Programmers lie…just like everyone else. The worst part is we often ship them what they say they want rather than digging into what they actually need.
Up until now, the lack of generics has been the only thing preventing me from using Go.
When I started having a look at Go, I thought that I will miss generics. After having programmed in Go for a while, I don’t miss them so much in practice.
This is an interesting comment about implementing generics in Go:
for me it was more a choice of ocaml versus d (i picked ocaml, but i am keeping an interested eye on d). i would love to see more head-to-head comparisons between the two; they seem like they’re aiming for roughly the same sort of applications.
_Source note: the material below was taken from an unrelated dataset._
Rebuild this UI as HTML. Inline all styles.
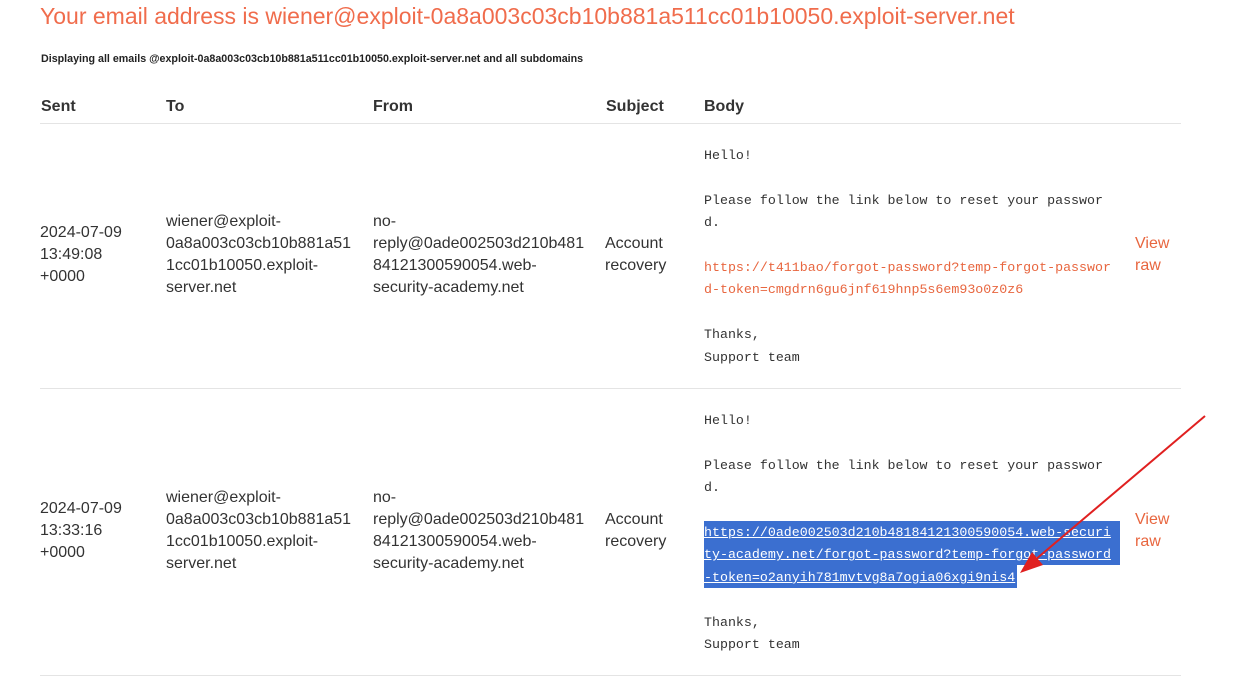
<!DOCTYPE html>
<html><head><meta charset="utf-8"><style>
body{margin:0;background:#fff;width:1255px;height:686px;overflow:hidden;position:relative;font-family:"Liberation Sans",Arial,sans-serif;color:#333}
.a{position:absolute;white-space:nowrap}
.c{font-size:16px;line-height:22px}
.h{font-size:16px;font-weight:bold;line-height:22px;color:#333}
.m{font-family:"Liberation Mono",monospace;font-size:13.3px;line-height:22.4px;color:#333}
.o{color:#e8663f}
.hr{position:absolute;left:40px;width:1141px;height:1px;background:#e4e4e4}
</style></head><body>
<div class="a o" style="left:40px;top:2px;font-size:23px;line-height:28px;color:#f06c4c">Your email address is wiener@exploit-0a8a003c03cb10b881a511cc01b10050.exploit-server.net</div>
<div class="a" style="left:41px;top:53px;font-size:10.7px;font-weight:bold;color:#222">Displaying all emails @exploit-0a8a003c03cb10b881a511cc01b10050.exploit-server.net and all subdomains</div>
<div class="a h" style="left:41px;top:96px">Sent</div>
<div class="a h" style="left:166px;top:96px">To</div>
<div class="a h" style="left:373px;top:96px">From</div>
<div class="a h" style="left:606px;top:96px">Subject</div>
<div class="a h" style="left:704px;top:96px">Body</div>
<div class="hr" style="top:123px"></div>

<div class="a c" style="left:40px;top:222px">2024-07-09<br>13:49:08<br>+0000</div>
<div class="a c" style="left:166px;top:211px">wiener@exploit-<br>0a8a003c03cb10b881a51<br>1cc01b10050.exploit-<br>server.net</div>
<div class="a c" style="left:373px;top:211px">no-<br>reply@0ade002503d210b481<br>84121300590054.web-<br>security-academy.net</div>
<div class="a c" style="left:605px;top:233px">Account<br>recovery</div>
<div class="a m" style="left:704px;top:145px">Hello!<br><br>Please follow the link below to reset your passwor<br>d.<br><br><span class="o">https://t411bao/forgot-password?temp-forgot-passwor<br>d-token=cmgdrn6gu6jnf619hnp5s6em93o0z0z6</span><br><br>Thanks,<br>Support team</div>
<div class="a c o" style="left:1135px;top:233px">View<br>raw</div>
<div class="hr" style="top:388px"></div>

<div class="a c" style="left:40px;top:498px">2024-07-09<br>13:33:16<br>+0000</div>
<div class="a c" style="left:166px;top:487px">wiener@exploit-<br>0a8a003c03cb10b881a51<br>1cc01b10050.exploit-<br>server.net</div>
<div class="a c" style="left:373px;top:487px">no-<br>reply@0ade002503d210b481<br>84121300590054.web-<br>security-academy.net</div>
<div class="a c" style="left:605px;top:509px">Account<br>recovery</div>
<div class="a" style="left:704px;top:521px;width:416px;height:44px;background:#3b6fd0"></div>
<div class="a" style="left:704px;top:565px;width:313px;height:23px;background:#3b6fd0"></div>
<div class="a m" style="left:704px;top:410px">Hello!<br><br>Please follow the link below to reset your passwor<br>d.<br><br><span style="color:#fff;text-decoration:underline">https://0ade002503d210b48184121300590054.web-securi<br>ty-academy.net/forgot-password?temp-forgot-password<br>-token=o2anyih781mvtvg8a7ogia06xgi9nis4</span><br><br>Thanks,<br>Support team</div>
<div class="a c o" style="left:1135px;top:509px">View<br>raw</div>
<div class="hr" style="top:675px"></div>

<svg class="a" style="left:0;top:0" width="1255" height="686">
<line x1="1205" y1="416" x2="1035" y2="560" stroke="#e02020" stroke-width="2"/>
<polygon points="1020,573 1032,552 1043,565" fill="#e02020"/>
</svg>
</body></html>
Can you talk about your application and what features made you choose OCaml?
it’s a small crossword editor that i’ve been using to explore various combinations of language and toolkit to see which one is nicest to develop and maintain a desktop application in. so far i’ve prototyped it in ruby/shoes (too slow), chicken/iup (not complete enough at the time, though there are now a great set of iup bindings), clojure/swing (got a good long way, but i got sick of both swing and the jvm) and common lisp/eql (eql is nice but inactive, and i’m not a huge fan of common lisp). i’d like to give some more static language a try, and i wanted to use qt if possible.
i’ve not really chosen ocaml insofar as i haven’t started (re)writing the app yet, but the frontrunners this time around were d, ocaml and f#, and i’ve already been using ocaml for a bunch of other stuff. what finally decided me against d was that qtd does not seem very well documented, also no one seems to be using it. qt/ocaml isn’t the most mature project either, but at least i know there are solid gtk bindings to fall back on, and i already know ocaml (though i’ve not done much gui code in it)
yes, i was clearly biased towards ocaml because i already knew the language, but
i really think a good gui development experience could be a killer application for d, especially if you have the option to end up with a single, static binary (something go did beautifully).